DATA SHOWN:

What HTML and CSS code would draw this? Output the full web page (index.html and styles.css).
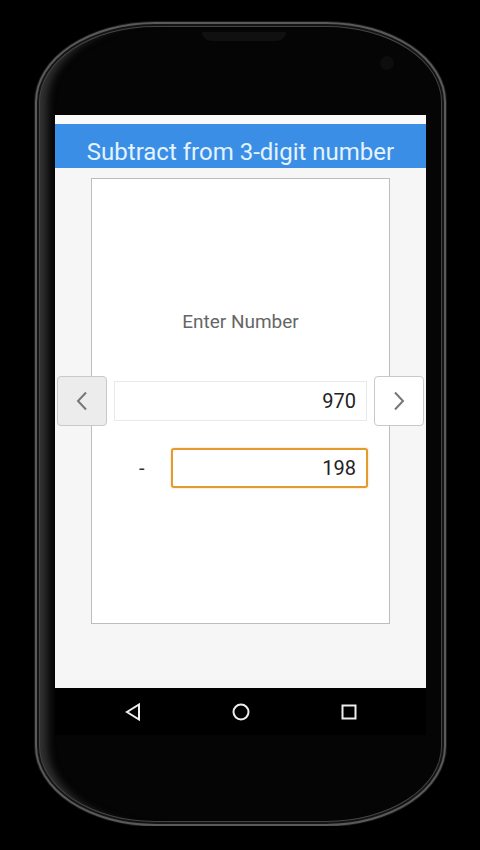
FILE: index.html
```html
<!DOCTYPE html>
<html lang="en">
<head>
  <meta charset="UTF-8">
  <title>Subtract from 3-digit number</title>
  <link rel="stylesheet" href="styles.css">
</head>
<body>

  <div class="phone">
    <div class="speaker"></div>
    <div class="camera"></div>

    <div class="screen">
      <div class="app">
        <div class="topline"></div>
        <h1 class="titlebar">Subtract from 3-digit number</h1>

        <div class="content">
          <div class="card">
            <p class="prompt">Enter Number</p>

            <div class="row">
              <button class="nav-btn prev">
                <svg width="12" height="20" viewBox="0 0 12 20"><polyline points="10,1.5 2,10 10,18.5" /></svg>
              </button>
              <input class="num plain" type="text" value="970">
              <button class="nav-btn next">
                <svg width="12" height="20" viewBox="0 0 12 20"><polyline points="2,1.5 10,10 2,18.5" /></svg>
              </button>
            </div>

            <div class="row2">
              <span class="minus">-</span>
              <input class="num active" type="text" value="198">
            </div>
          </div>
        </div>
      </div>

      <div class="navbar">
        <svg width="20" height="20" viewBox="0 0 20 20"><polygon points="16,2.5 16,17.5 4,10" /></svg>
        <svg width="20" height="20" viewBox="0 0 20 20"><circle cx="10" cy="10" r="7.5" /></svg>
        <svg width="20" height="20" viewBox="0 0 20 20"><rect x="3.5" y="3.5" width="13" height="13" /></svg>
      </div>
    </div>
  </div>

</body>
</html>
```

FILE: styles.css
```css
body {
  margin: 0;
  background-color: #000;
  font-family: Roboto, "Noto Sans", Arial, sans-serif;
}
.phone {
  position: relative;
  box-sizing: border-box;
  width: 411px;
  height: 804px;
  margin: 22px 0 0 35px;
  padding: 91px 18px 0 18px;
  background-color: #050505;
  border: 2px solid #5a5a5a;
  border-radius: 120px / 80px;
  box-shadow: 0 0 0 1px #1a1a1a, inset 0 0 0 2px #141414, inset 0 0 0 3px #444, inset 16px 0 8px -6px #333;
}
.speaker {
  position: absolute;
  top: 8px;
  left: 165px;
  width: 84px;
  height: 9px;
  background-color: #101010;
  border-radius: 0 0 14px 14px;
}
.camera {
  position: absolute;
  top: 32px;
  right: 50px;
  width: 14px;
  height: 14px;
  border-radius: 50%;
  background-color: #0d0d0d;
}
.screen {
  width: 371px;
}
.app {
  height: 573px;
  background-color: #f6f6f6;
  display: flex;
  flex-direction: column;
}
.topline {
  height: 9px;
  background-color: #fafafa;
}
.titlebar {
  margin: 0;
  height: 44px;
  box-sizing: border-box;
  padding-top: 14px;
  background-color: #3a8ee6;
  color: #e3f3ff;
  font-size: 24px;
  font-weight: normal;
  line-height: 28px;
  text-align: center;
  white-space: nowrap;
}
.content {
  flex: 1;
  padding: 10px 36px 0;
}
.card {
  box-sizing: border-box;
  height: 446px;
  background-color: #fff;
  border: 1px solid #bdbdbd;
  padding-top: 131px;
}
.prompt {
  margin: 0;
  text-align: center;
  color: #666;
  font-size: 19px;
  line-height: 24px;
}
.row {
  display: flex;
  align-items: center;
  gap: 7px;
  height: 50px;
  margin: 42px -35px 0;
}
.nav-btn {
  box-sizing: border-box;
  width: 50px;
  height: 50px;
  padding: 0;
  border: 1px solid #c9c9c9;
  border-radius: 4px;
  display: flex;
  align-items: center;
  justify-content: center;
}
.nav-btn svg polyline {
  fill: none;
  stroke: #777;
  stroke-width: 2;
}
.prev {
  background-color: #ececec;
}
.next {
  background-color: #fff;
}
.num {
  box-sizing: border-box;
  height: 40px;
  padding: 0 10px;
  font-family: Roboto, "Noto Sans", Arial, sans-serif;
  font-size: 20px;
  color: #222;
  text-align: right;
  background-color: #fff;
  outline: none;
}
.plain {
  flex: 1;
  min-width: 0;
  border: 1px solid #e9e9e9;
}
.row2 {
  display: flex;
  align-items: center;
  height: 40px;
  margin-top: 22px;
  padding-right: 21px;
}
.minus {
  width: 79px;
  box-sizing: border-box;
  padding-left: 47px;
  font-size: 20px;
  color: #333;
}
.active {
  width: 197px;
  border: 2px solid #e49a2d;
  border-radius: 3px;
  box-shadow: 0 0 2px rgba(228, 154, 45, 0.5);
}
.navbar {
  height: 47px;
  background-color: #000;
  display: flex;
  align-items: center;
  justify-content: center;
  gap: 88px;
}
.navbar svg * {
  fill: none;
  stroke: #eee;
  stroke-width: 2;
}
```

TASK DETAILS: Transcribe the whole listing exactly. Pictures are excluded.

RESULT FOR THIS TASK:
What HTML and CSS code would draw this? Output the full web page (index.html and styles.css).
FILE: index.html
```html
<!DOCTYPE html>
<html lang="en">
<head>
  <meta charset="UTF-8">
  <title>Subtract from 3-digit number</title>
  <link rel="stylesheet" href="styles.css">
</head>
<body>

  <div class="phone">
    <div class="speaker"></div>
    <div class="camera"></div>

    <div class="screen">
      <div class="app">
        <div class="topline"></div>
        <h1 class="titlebar">Subtract from 3-digit number</h1>

        <div class="content">
          <div class="card">
            <p class="prompt">Enter Number</p>

            <div class="row">
              <button class="nav-btn prev">
                <svg width="12" height="20" viewBox="0 0 12 20"><polyline points="10,1.5 2,10 10,18.5" /></svg>
              </button>
              <input class="num plain" type="text" value="970">
              <button class="nav-btn next">
                <svg width="12" height="20" viewBox="0 0 12 20"><polyline points="2,1.5 10,10 2,18.5" /></svg>
              </button>
            </div>

            <div class="row2">
              <span class="minus">-</span>
              <input class="num active" type="text" value="198">
            </div>
          </div>
        </div>
      </div>

      <div class="navbar">
        <svg width="20" height="20" viewBox="0 0 20 20"><polygon points="16,2.5 16,17.5 4,10" /></svg>
        <svg width="20" height="20" viewBox="0 0 20 20"><circle cx="10" cy="10" r="7.5" /></svg>
        <svg width="20" height="20" viewBox="0 0 20 20"><rect x="3.5" y="3.5" width="13" height="13" /></svg>
      </div>
    </div>
  </div>

</body>
</html>
```

FILE: styles.css
```css
body {
  margin: 0;
  background-color: #000;
  font-family: Roboto, "Noto Sans", Arial, sans-serif;
}
.phone {
  position: relative;
  box-sizing: border-box;
  width: 411px;
  height: 804px;
  margin: 22px 0 0 35px;
  padding: 91px 18px 0 18px;
  background-color: #050505;
  border: 2px solid #5a5a5a;
  border-radius: 120px / 80px;
  box-shadow: 0 0 0 1px #1a1a1a, inset 0 0 0 2px #141414, inset 0 0 0 3px #444, inset 16px 0 8px -6px #333;
}
.speaker {
  position: absolute;
  top: 8px;
  left: 165px;
  width: 84px;
  height: 9px;
  background-color: #101010;
  border-radius: 0 0 14px 14px;
}
.camera {
  position: absolute;
  top: 32px;
  right: 50px;
  width: 14px;
  height: 14px;
  border-radius: 50%;
  background-color: #0d0d0d;
}
.screen {
  width: 371px;
}
.app {
  height: 573px;
  background-color: #f6f6f6;
  display: flex;
  flex-direction: column;
}
.topline {
  height: 9px;
  background-color: #fafafa;
}
.titlebar {
  margin: 0;
  height: 44px;
  box-sizing: border-box;
  padding-top: 14px;
  background-color: #3a8ee6;
  color: #e3f3ff;
  font-size: 24px;
  font-weight: normal;
  line-height: 28px;
  text-align: center;
  white-space: nowrap;
}
.content {
  flex: 1;
  padding: 10px 36px 0;
}
.card {
  box-sizing: border-box;
  height: 446px;
  background-color: #fff;
  border: 1px solid #bdbdbd;
  padding-top: 131px;
}
.prompt {
  margin: 0;
  text-align: center;
  color: #666;
  font-size: 19px;
  line-height: 24px;
}
.row {
  display: flex;
  align-items: center;
  gap: 7px;
  height: 50px;
  margin: 42px -35px 0;
}
.nav-btn {
  box-sizing: border-box;
  width: 50px;
  height: 50px;
  padding: 0;
  border: 1px solid #c9c9c9;
  border-radius: 4px;
  display: flex;
  align-items: center;
  justify-content: center;
}
.nav-btn svg polyline {
  fill: none;
  stroke: #777;
  stroke-width: 2;
}
.prev {
  background-color: #ececec;
}
.next {
  background-color: #fff;
}
.num {
  box-sizing: border-box;
  height: 40px;
  padding: 0 10px;
  font-family: Roboto, "Noto Sans", Arial, sans-serif;
  font-size: 20px;
  color: #222;
  text-align: right;
  background-color: #fff;
  outline: none;
}
.plain {
  flex: 1;
  min-width: 0;
  border: 1px solid #e9e9e9;
}
.row2 {
  display: flex;
  align-items: center;
  height: 40px;
  margin-top: 22px;
  padding-right: 21px;
}
.minus {
  width: 79px;
  box-sizing: border-box;
  padding-left: 47px;
  font-size: 20px;
  color: #333;
}
.active {
  width: 197px;
  border: 2px solid #e49a2d;
  border-radius: 3px;
  box-shadow: 0 0 2px rgba(228, 154, 45, 0.5);
}
.navbar {
  height: 47px;
  background-color: #000;
  display: flex;
  align-items: center;
  justify-content: center;
  gap: 88px;
}
.navbar svg * {
  fill: none;
  stroke: #eee;
  stroke-width: 2;
}
```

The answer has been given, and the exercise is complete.